The performing version of the Finale presented at this concert has been generated by a complex process. Nicola Samale, John Phillips, Giuseppe Mazzuca and the present writer – a multi-national team of composers, conductors and musicologists – were occupied by this project from 1983 to 2011. The aim of this work in progress is to bring the surviving material into coherent form for performance. It began with an examination and conflation of the surviving sources, scattered all over the world in libraries and private hands. In the course of this work it was discovered that, along with many sketches, Bruckner left an “emerging autograph score”, revised several times and numbered consecutively bifolio by bifolio. Of the latest version, approximately half is thought to be missing today.

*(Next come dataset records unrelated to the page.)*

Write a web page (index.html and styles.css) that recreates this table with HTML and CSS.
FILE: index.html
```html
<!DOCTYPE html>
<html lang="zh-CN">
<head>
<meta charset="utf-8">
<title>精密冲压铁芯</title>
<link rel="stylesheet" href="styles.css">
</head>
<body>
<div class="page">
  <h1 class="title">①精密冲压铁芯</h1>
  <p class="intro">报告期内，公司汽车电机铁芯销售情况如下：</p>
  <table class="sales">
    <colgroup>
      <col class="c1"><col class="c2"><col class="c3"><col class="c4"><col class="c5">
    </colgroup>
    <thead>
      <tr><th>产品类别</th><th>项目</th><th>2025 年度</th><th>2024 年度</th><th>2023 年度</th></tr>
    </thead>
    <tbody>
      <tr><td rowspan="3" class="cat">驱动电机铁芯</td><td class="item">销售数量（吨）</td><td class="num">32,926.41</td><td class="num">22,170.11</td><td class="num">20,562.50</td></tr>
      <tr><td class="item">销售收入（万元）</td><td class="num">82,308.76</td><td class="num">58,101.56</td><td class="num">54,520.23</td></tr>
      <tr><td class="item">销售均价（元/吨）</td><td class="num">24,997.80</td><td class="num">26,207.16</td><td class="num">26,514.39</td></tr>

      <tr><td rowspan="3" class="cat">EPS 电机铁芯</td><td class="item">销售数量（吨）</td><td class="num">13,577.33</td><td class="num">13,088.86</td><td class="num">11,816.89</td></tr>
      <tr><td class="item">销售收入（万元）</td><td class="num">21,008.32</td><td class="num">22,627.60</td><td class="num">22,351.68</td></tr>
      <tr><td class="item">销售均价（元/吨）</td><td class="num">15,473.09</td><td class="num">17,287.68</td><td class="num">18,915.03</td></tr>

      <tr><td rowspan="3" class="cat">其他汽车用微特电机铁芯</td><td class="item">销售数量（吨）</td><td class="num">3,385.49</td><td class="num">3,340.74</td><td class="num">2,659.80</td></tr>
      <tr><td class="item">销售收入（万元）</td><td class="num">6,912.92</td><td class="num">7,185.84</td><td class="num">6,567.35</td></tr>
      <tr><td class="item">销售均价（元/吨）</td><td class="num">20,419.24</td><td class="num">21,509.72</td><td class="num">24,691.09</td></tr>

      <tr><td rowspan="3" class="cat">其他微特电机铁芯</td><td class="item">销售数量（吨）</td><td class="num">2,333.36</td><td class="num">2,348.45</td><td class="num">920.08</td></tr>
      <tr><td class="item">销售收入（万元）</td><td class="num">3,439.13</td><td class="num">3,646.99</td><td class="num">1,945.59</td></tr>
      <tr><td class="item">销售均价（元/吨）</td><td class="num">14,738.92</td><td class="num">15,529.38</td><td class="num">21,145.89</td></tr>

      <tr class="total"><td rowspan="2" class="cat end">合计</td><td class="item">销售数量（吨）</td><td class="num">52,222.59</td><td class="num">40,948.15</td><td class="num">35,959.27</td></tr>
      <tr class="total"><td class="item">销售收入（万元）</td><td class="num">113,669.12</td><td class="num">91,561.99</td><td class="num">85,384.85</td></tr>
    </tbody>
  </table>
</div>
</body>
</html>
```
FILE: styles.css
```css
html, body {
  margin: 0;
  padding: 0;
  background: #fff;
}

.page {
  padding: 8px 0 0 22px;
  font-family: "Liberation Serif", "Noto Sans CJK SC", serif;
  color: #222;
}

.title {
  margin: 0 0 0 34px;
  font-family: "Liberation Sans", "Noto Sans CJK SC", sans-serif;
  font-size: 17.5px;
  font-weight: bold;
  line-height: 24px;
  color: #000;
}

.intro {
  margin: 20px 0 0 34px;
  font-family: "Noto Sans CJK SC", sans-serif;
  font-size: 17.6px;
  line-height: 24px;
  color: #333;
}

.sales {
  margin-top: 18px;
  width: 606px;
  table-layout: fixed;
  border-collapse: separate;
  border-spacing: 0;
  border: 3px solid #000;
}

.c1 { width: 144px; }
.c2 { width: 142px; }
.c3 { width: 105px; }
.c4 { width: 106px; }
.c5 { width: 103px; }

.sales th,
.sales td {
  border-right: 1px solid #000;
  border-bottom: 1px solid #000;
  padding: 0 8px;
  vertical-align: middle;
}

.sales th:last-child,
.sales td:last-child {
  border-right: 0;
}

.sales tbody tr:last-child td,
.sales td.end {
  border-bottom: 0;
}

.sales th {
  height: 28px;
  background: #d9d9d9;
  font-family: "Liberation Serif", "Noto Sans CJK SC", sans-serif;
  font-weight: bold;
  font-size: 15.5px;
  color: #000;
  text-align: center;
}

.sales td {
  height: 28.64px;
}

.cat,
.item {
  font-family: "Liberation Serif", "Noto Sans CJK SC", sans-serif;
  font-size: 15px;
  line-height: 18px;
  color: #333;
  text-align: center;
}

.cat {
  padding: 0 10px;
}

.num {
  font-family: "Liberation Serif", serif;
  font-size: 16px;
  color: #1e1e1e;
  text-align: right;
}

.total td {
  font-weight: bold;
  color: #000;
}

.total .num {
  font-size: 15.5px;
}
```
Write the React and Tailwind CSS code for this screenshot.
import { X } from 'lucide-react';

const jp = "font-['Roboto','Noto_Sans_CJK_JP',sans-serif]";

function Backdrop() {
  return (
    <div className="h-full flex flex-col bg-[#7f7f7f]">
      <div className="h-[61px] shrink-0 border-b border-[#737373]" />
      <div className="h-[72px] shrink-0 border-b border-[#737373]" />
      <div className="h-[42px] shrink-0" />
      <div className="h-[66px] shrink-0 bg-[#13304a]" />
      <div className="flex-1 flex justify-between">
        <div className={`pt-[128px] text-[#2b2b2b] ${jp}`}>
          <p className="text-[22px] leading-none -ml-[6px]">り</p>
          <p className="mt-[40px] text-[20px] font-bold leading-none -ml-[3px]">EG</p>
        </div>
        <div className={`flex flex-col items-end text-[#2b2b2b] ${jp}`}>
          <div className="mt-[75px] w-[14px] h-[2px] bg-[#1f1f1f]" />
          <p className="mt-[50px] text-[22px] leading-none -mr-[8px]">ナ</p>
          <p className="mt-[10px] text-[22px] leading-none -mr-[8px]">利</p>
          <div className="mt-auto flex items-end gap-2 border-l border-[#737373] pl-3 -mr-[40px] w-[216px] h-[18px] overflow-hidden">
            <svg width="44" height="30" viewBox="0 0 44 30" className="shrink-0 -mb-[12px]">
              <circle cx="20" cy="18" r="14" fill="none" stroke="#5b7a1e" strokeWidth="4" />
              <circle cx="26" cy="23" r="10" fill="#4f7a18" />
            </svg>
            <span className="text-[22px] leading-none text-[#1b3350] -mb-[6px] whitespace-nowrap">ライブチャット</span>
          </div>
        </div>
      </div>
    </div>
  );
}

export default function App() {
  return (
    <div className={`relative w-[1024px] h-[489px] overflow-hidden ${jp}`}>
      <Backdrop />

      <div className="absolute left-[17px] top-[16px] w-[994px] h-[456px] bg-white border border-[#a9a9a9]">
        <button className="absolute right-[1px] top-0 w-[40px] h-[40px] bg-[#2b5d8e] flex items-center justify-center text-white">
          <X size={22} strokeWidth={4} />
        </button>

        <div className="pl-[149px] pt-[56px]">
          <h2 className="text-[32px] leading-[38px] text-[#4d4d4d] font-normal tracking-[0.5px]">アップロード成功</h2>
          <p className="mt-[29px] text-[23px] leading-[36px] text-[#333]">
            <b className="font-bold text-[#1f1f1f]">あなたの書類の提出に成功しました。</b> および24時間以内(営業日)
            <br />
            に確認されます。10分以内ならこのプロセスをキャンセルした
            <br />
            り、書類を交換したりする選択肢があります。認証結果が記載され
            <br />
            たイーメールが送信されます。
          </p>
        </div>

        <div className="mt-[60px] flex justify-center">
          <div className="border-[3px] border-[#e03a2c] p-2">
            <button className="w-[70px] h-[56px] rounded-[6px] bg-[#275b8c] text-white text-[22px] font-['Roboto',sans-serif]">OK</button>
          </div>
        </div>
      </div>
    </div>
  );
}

As a consequence, it was initially necessary to recreate the structural outline of this final state using sketches and earlier, discarded bifolios. The result being presented today comprises 653 bars. 440 correspond to Bruckner’s surviving score, of which he had already fully orchestrated 208. The remainder exists as fully elaborated string parts with indications of important wind entries. Another 117 bars could be reconstructed from sketches and discarded bifolios. 96 bars had to be supplemented with the use of music-forensical methods; for all but 37 of them, however, music by Bruckner existed. It is the editors’ hope to have achieved a result that is essentially faithful stylistically and enables the listener to experience a convincing impression of the symphony in its four-movement entirety.